# Los Alcazares friends



## Drissy (May 5, 2014)

I have now finally arrived and settled down in Los Alcazares next door to San Javier. Met some really nice people but wish to make more friends male and female for total diversity in age groups and interests. If anyone wishes to meet up over a cold beer or a coffee drop me a line as I have loads of time on my hands to fit in with the way office and I'm always willing to chip and help friends when in need. Bringing my car to Spain also has been a god send !


----------



## AlanS (Jan 1, 2013)

Envious! Nice place is Los Alcazares, we went there in April on our final day back from a week in Mojacar. Would consider moving in that region eventually, will certainly visit it over the next few years (and sneak the golf clubs in the luggage). I hope you are enjoying being there


----------



## martingb (Nov 2, 2014)

Drissy said:


> I have now finally arrived and settled down in Los Alcazares next door to San Javier. Met some really nice people but wish to make more friends male and female for total diversity in age groups and interests. If anyone wishes to meet up over a cold beer or a coffee drop me a line as I have loads of time on my hands to fit in with the way office and I'm always willing to chip and help friends when in need. Bringing my car to Spain also has been a god send !

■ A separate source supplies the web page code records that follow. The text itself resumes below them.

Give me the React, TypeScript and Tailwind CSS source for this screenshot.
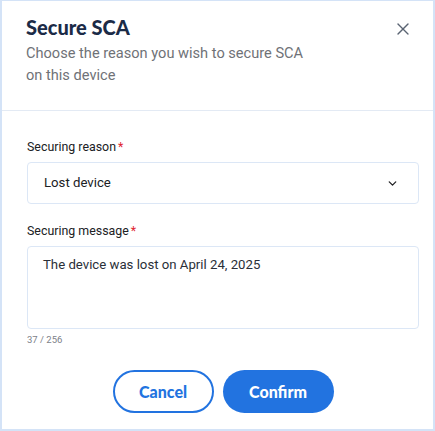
import { ChevronDown, X } from "lucide-react";

export default function App() {
  return (
    <div className="flex h-[431px] w-[435px] flex-col border border-l-2 border-r-2 border-b-2 border-[#d4e3f7] bg-white font-['Roboto',sans-serif]">
      <div className="relative border-b border-[#e3eaf4] px-[24px] pb-[24px] pt-[14px]">
        <h1 className="font-['Lato',sans-serif] text-[20px] font-black leading-[24px] text-[#1b2b47]">
          Secure SCA
        </h1>
        <p className="mt-[3px] w-[290px] text-[14.6px] leading-[22px] text-[#6f7277]">
          Choose the reason you wish to secure SCA on this device
        </p>
        <button className="absolute right-[20px] top-[18px] text-[#5a6473]" aria-label="Close">
          <X className="h-[20px] w-[20px]" strokeWidth={1.6} />
        </button>
      </div>

      <div className="flex flex-1 flex-col pl-[25px] pr-[14px] pt-[27px]">
        <label className="flex h-[18px] items-center text-[12.4px] text-[#202124]">
          Securing reason<span className="ml-[2px] text-[#e0252f]">*</span>
        </label>
        <div className="mt-[6px] flex h-[42px] items-center justify-between rounded-[4px] border border-[#dce7f6] pl-[16px] pr-[19px] text-[13.2px] text-[#202124]">
          <span>Lost device</span>
          <ChevronDown className="h-[13px] w-[13px] text-[#202124]" strokeWidth={2.4} />
        </div>

        <label className="mt-[18px] flex h-[18px] items-center text-[12.4px] text-[#202124]">
          Securing message<span className="ml-[2px] text-[#e0252f]">*</span>
        </label>
        <div className="mt-[6px] h-[83px] rounded-[4px] border border-[#dce7f6] px-[15px] pt-[8px] text-[13.2px] leading-[20px] text-[#2a2f38]">
          The device was lost on April 24, 2025
        </div>
        <div className="mt-[5px] text-[9.5px] leading-[12px] text-[#7d8189]">37 / 256</div>

        <div className="mt-[24px] flex justify-center gap-[9px]">
          <button className="flex h-[43px] w-[101px] items-center justify-center rounded-full border-2 border-[#2273e0] font-['Lato',sans-serif] text-[16px] font-black text-[#2273e0]">
            Cancel
          </button>
          <button className="flex h-[43px] w-[111px] items-center justify-center rounded-full bg-[#2273e0] font-['Lato',sans-serif] text-[16px] font-black text-white">
            Confirm
          </button>
        </div>
      </div>
    </div>
  );
}
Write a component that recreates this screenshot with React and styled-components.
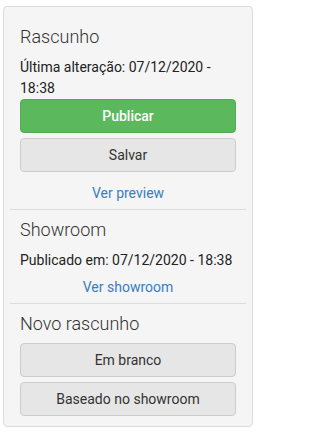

We will be moving to Los Alcazares next year and were wondering how difficult it was for you to register your (presumably) UK car and if it was expensive. Will get in touch next time we are over for a chat and a beer


----------



## Kezar001 (Mar 29, 2014)

We bought in Los Alcazares last year as part of our early retirement plans, only 1 year, 1 month, 4 days....... To go not that we are counting. Out there for a week at the end of the month love it there can't wait'


----------